Without including the pictures, copy out every line below.

● RECORDED INFORMATION
— Begin —

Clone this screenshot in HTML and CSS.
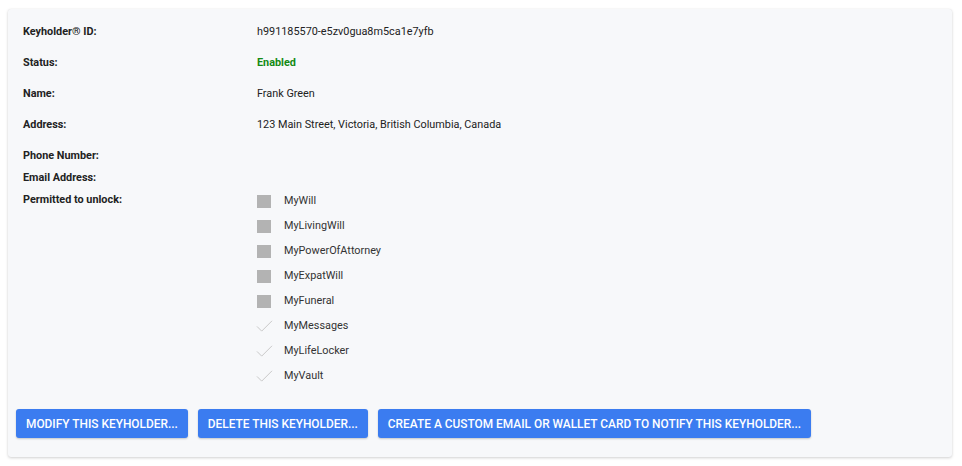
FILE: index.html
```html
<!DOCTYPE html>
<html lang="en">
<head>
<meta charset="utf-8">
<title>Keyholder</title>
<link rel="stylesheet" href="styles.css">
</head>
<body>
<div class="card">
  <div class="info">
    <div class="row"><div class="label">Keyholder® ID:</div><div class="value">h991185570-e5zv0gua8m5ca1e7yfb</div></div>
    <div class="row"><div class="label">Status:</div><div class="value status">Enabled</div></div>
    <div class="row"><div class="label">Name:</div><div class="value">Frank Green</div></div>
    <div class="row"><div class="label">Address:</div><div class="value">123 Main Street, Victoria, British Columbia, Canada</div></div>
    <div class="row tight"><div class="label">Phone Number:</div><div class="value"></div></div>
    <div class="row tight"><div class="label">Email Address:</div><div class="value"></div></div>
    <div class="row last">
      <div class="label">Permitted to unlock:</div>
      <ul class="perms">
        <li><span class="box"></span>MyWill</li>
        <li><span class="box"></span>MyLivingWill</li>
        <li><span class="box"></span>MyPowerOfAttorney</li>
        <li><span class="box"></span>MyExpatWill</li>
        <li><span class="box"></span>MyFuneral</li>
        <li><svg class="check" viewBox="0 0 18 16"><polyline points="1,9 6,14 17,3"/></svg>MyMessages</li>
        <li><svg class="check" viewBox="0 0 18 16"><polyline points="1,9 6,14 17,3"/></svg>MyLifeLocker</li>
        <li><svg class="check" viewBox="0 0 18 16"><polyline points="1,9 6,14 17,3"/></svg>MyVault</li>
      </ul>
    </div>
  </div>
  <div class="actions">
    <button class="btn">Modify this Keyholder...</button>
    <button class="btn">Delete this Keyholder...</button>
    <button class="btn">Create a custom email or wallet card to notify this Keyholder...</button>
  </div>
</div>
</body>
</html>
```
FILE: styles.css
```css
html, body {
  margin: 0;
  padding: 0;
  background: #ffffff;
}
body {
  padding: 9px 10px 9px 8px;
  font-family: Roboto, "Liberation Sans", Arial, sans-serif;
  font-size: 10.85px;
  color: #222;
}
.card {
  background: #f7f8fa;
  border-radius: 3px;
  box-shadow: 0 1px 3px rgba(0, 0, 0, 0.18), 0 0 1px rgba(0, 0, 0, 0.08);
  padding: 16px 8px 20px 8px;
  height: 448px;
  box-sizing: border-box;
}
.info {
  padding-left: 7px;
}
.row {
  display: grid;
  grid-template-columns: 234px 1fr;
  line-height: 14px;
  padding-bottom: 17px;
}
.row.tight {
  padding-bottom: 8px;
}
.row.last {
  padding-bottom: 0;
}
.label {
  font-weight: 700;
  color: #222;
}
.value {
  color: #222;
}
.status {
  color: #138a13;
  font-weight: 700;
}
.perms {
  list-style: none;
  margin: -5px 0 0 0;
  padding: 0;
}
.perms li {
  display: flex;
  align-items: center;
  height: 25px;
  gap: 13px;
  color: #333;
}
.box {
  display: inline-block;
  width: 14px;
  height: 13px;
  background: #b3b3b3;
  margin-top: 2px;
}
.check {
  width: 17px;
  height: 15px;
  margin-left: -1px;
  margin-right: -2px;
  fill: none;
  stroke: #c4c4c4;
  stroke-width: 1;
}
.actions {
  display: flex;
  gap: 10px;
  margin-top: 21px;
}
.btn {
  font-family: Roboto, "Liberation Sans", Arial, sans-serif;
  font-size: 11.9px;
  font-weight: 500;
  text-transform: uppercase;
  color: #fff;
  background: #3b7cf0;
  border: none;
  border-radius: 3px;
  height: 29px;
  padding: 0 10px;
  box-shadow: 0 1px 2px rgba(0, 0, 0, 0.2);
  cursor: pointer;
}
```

— End —

● FINAL ANSWER
Clone this screenshot in HTML and CSS.
FILE: index.html
```html
<!DOCTYPE html>
<html lang="en">
<head>
<meta charset="utf-8">
<title>Keyholder</title>
<link rel="stylesheet" href="styles.css">
</head>
<body>
<div class="card">
  <div class="info">
    <div class="row"><div class="label">Keyholder® ID:</div><div class="value">h991185570-e5zv0gua8m5ca1e7yfb</div></div>
    <div class="row"><div class="label">Status:</div><div class="value status">Enabled</div></div>
    <div class="row"><div class="label">Name:</div><div class="value">Frank Green</div></div>
    <div class="row"><div class="label">Address:</div><div class="value">123 Main Street, Victoria, British Columbia, Canada</div></div>
    <div class="row tight"><div class="label">Phone Number:</div><div class="value"></div></div>
    <div class="row tight"><div class="label">Email Address:</div><div class="value"></div></div>
    <div class="row last">
      <div class="label">Permitted to unlock:</div>
      <ul class="perms">
        <li><span class="box"></span>MyWill</li>
        <li><span class="box"></span>MyLivingWill</li>
        <li><span class="box"></span>MyPowerOfAttorney</li>
        <li><span class="box"></span>MyExpatWill</li>
        <li><span class="box"></span>MyFuneral</li>
        <li><svg class="check" viewBox="0 0 18 16"><polyline points="1,9 6,14 17,3"/></svg>MyMessages</li>
        <li><svg class="check" viewBox="0 0 18 16"><polyline points="1,9 6,14 17,3"/></svg>MyLifeLocker</li>
        <li><svg class="check" viewBox="0 0 18 16"><polyline points="1,9 6,14 17,3"/></svg>MyVault</li>
      </ul>
    </div>
  </div>
  <div class="actions">
    <button class="btn">Modify this Keyholder...</button>
    <button class="btn">Delete this Keyholder...</button>
    <button class="btn">Create a custom email or wallet card to notify this Keyholder...</button>
  </div>
</div>
</body>
</html>
```
FILE: styles.css
```css
html, body {
  margin: 0;
  padding: 0;
  background: #ffffff;
}
body {
  padding: 9px 10px 9px 8px;
  font-family: Roboto, "Liberation Sans", Arial, sans-serif;
  font-size: 10.85px;
  color: #222;
}
.card {
  background: #f7f8fa;
  border-radius: 3px;
  box-shadow: 0 1px 3px rgba(0, 0, 0, 0.18), 0 0 1px rgba(0, 0, 0, 0.08);
  padding: 16px 8px 20px 8px;
  height: 448px;
  box-sizing: border-box;
}
.info {
  padding-left: 7px;
}
.row {
  display: grid;
  grid-template-columns: 234px 1fr;
  line-height: 14px;
  padding-bottom: 17px;
}
.row.tight {
  padding-bottom: 8px;
}
.row.last {
  padding-bottom: 0;
}
.label {
  font-weight: 700;
  color: #222;
}
.value {
  color: #222;
}
.status {
  color: #138a13;
  font-weight: 700;
}
.perms {
  list-style: none;
  margin: -5px 0 0 0;
  padding: 0;
}
.perms li {
  display: flex;
  align-items: center;
  height: 25px;
  gap: 13px;
  color: #333;
}
.box {
  display: inline-block;
  width: 14px;
  height: 13px;
  background: #b3b3b3;
  margin-top: 2px;
}
.check {
  width: 17px;
  height: 15px;
  margin-left: -1px;
  margin-right: -2px;
  fill: none;
  stroke: #c4c4c4;
  stroke-width: 1;
}
.actions {
  display: flex;
  gap: 10px;
  margin-top: 21px;
}
.btn {
  font-family: Roboto, "Liberation Sans", Arial, sans-serif;
  font-size: 11.9px;
  font-weight: 500;
  text-transform: uppercase;
  color: #fff;
  background: #3b7cf0;
  border: none;
  border-radius: 3px;
  height: 29px;
  padding: 0 10px;
  box-shadow: 0 1px 2px rgba(0, 0, 0, 0.2);
  cursor: pointer;
}
```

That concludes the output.